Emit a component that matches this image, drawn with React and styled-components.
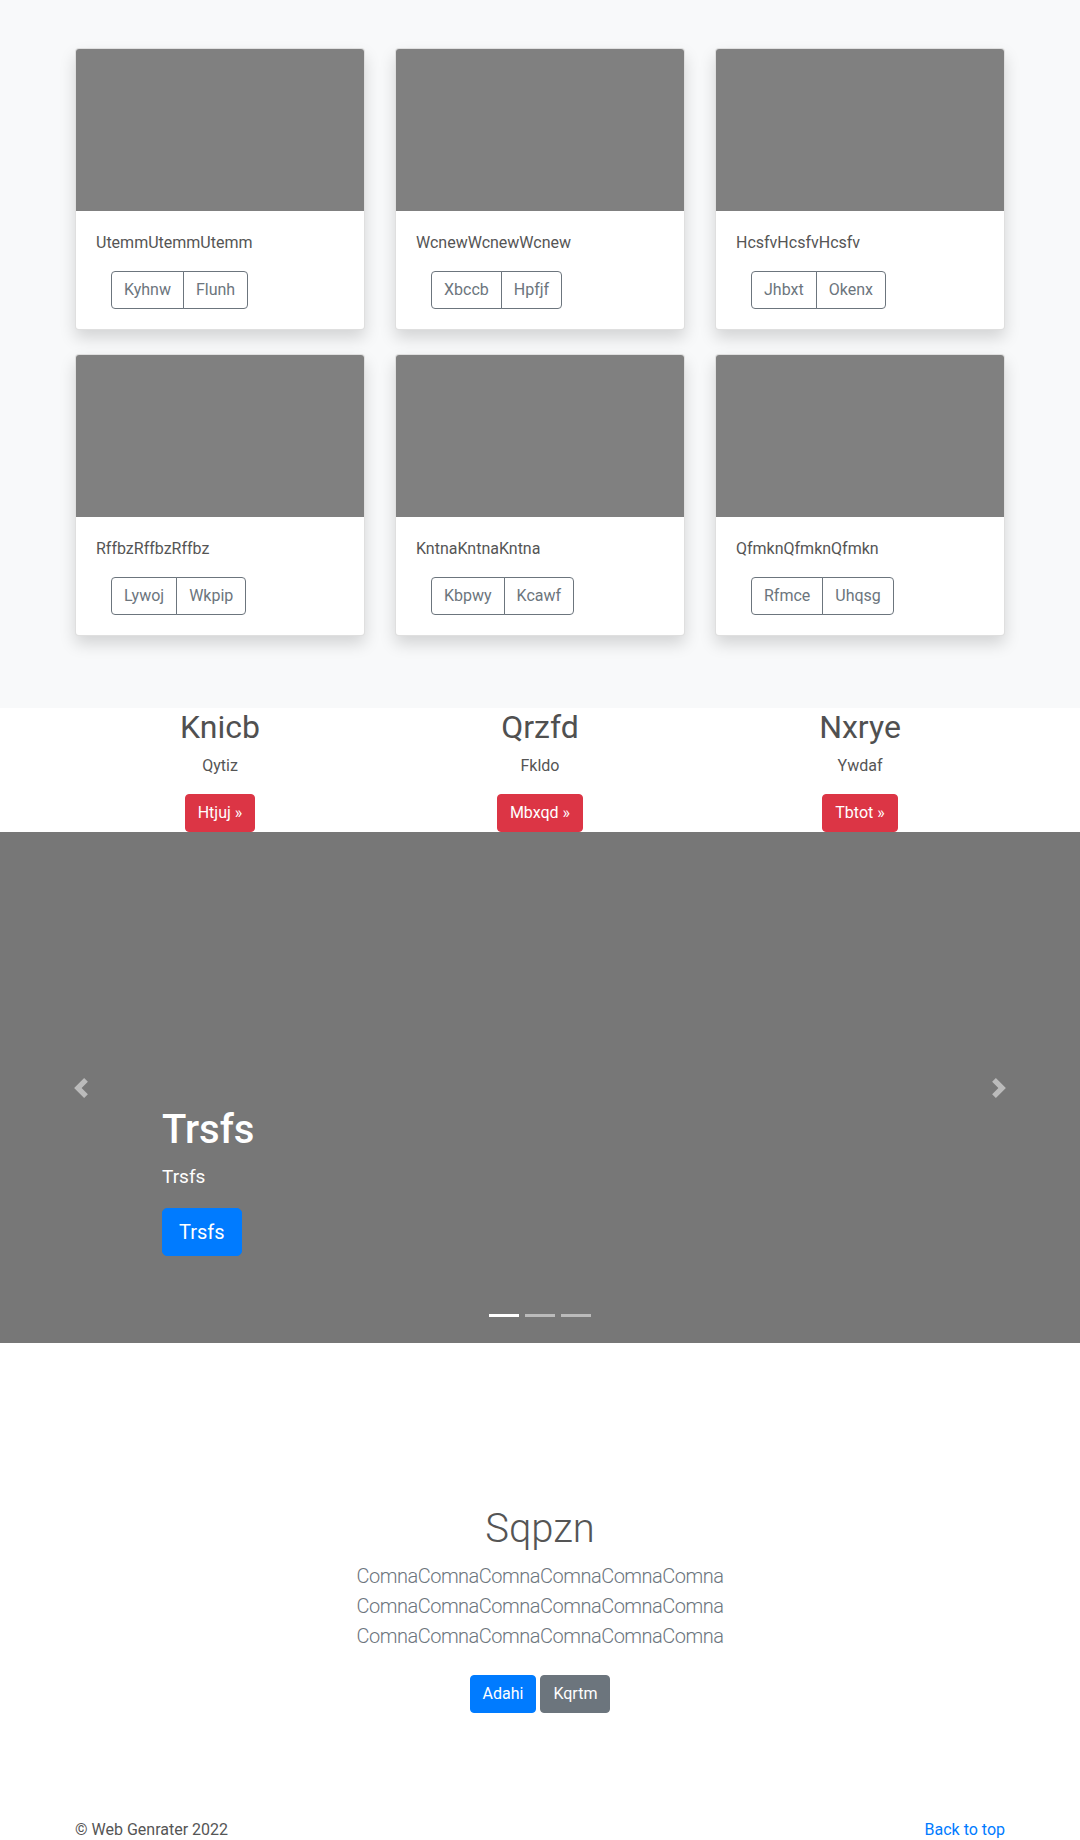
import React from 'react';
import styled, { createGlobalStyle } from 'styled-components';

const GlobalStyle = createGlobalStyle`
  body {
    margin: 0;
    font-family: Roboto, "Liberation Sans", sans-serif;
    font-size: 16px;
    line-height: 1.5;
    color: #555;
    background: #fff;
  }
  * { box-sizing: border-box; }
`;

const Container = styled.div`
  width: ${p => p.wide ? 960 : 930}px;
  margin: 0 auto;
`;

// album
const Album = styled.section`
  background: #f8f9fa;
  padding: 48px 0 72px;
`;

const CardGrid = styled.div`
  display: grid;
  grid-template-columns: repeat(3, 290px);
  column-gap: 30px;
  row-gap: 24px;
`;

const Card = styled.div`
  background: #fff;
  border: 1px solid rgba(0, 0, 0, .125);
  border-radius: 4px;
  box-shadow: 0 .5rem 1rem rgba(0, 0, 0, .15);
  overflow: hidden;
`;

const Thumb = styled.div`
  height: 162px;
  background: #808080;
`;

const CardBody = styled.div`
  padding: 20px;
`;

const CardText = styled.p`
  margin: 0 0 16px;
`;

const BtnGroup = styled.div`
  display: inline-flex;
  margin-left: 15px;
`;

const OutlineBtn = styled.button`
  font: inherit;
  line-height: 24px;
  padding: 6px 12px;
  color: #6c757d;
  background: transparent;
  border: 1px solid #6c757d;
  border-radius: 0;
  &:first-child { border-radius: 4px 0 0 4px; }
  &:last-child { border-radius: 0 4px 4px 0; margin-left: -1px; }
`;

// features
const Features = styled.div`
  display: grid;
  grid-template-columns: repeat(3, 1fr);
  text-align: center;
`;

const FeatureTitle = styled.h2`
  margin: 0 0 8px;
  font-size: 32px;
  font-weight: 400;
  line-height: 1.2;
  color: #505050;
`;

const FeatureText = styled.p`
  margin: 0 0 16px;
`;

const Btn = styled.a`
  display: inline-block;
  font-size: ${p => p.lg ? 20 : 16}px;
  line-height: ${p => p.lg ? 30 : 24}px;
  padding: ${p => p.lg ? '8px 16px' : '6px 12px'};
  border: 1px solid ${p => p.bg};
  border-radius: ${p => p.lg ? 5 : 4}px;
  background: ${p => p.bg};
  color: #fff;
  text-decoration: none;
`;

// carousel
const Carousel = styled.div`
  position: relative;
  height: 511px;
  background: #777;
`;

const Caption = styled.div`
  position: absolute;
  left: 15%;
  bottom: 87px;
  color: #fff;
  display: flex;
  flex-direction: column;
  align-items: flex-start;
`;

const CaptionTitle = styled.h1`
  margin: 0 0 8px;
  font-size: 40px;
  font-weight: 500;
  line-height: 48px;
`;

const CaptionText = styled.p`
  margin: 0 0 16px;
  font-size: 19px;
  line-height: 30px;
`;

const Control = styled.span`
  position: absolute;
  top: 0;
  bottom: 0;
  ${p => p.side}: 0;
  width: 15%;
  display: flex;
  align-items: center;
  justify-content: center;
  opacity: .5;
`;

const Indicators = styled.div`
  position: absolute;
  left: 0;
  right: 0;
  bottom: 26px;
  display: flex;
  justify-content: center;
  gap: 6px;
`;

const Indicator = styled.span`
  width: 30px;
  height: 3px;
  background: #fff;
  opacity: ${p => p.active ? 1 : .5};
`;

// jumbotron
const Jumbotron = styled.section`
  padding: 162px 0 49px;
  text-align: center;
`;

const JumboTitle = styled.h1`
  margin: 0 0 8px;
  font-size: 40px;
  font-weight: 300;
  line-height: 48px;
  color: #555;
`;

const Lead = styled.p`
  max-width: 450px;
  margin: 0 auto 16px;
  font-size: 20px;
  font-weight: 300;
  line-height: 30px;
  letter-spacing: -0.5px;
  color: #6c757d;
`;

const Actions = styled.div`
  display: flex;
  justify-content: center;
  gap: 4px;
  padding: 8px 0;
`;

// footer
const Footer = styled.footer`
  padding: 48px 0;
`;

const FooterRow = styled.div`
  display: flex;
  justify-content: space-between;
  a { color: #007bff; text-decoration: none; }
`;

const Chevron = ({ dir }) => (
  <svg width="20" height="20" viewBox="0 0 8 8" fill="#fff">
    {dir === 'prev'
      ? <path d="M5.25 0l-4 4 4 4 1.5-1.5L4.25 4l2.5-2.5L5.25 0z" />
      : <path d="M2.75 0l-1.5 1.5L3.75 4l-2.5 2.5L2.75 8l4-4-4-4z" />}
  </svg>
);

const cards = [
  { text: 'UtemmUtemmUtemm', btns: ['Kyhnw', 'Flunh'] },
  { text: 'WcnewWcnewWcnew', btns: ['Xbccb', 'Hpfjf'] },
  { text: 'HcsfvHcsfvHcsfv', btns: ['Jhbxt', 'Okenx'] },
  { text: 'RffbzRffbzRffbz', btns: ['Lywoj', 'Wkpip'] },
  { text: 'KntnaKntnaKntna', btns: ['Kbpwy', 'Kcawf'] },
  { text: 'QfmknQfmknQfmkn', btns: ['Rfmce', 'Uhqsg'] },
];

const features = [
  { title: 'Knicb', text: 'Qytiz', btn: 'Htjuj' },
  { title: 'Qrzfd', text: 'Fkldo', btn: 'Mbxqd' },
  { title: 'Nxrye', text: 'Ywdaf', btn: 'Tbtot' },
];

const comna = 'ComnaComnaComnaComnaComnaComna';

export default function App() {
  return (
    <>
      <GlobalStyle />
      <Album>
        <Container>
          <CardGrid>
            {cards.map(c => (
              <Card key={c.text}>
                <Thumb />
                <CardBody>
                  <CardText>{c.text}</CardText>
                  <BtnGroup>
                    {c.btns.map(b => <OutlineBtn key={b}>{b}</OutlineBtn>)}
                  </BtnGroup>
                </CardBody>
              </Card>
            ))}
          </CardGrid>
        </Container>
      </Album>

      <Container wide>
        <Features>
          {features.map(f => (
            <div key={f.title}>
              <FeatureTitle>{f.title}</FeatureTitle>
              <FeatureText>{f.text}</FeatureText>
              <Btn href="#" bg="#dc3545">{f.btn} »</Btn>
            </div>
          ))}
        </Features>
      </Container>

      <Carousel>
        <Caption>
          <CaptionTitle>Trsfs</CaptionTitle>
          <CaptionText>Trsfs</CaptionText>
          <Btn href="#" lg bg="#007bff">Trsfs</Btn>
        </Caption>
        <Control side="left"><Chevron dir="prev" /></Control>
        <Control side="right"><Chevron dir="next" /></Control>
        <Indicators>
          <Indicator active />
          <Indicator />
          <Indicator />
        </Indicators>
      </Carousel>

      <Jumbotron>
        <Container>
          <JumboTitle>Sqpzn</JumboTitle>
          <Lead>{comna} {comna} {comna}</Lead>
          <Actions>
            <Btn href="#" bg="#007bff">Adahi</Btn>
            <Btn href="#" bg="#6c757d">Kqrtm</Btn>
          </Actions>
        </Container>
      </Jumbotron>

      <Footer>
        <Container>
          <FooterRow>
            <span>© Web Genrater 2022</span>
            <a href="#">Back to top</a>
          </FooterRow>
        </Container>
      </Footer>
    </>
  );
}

> _Exercise requirements_: Copy every line in the listing above where the string "React" turns up.

> _Right answer_:
Emit a component that matches this image, drawn with React and styled-components.
import React from 'react';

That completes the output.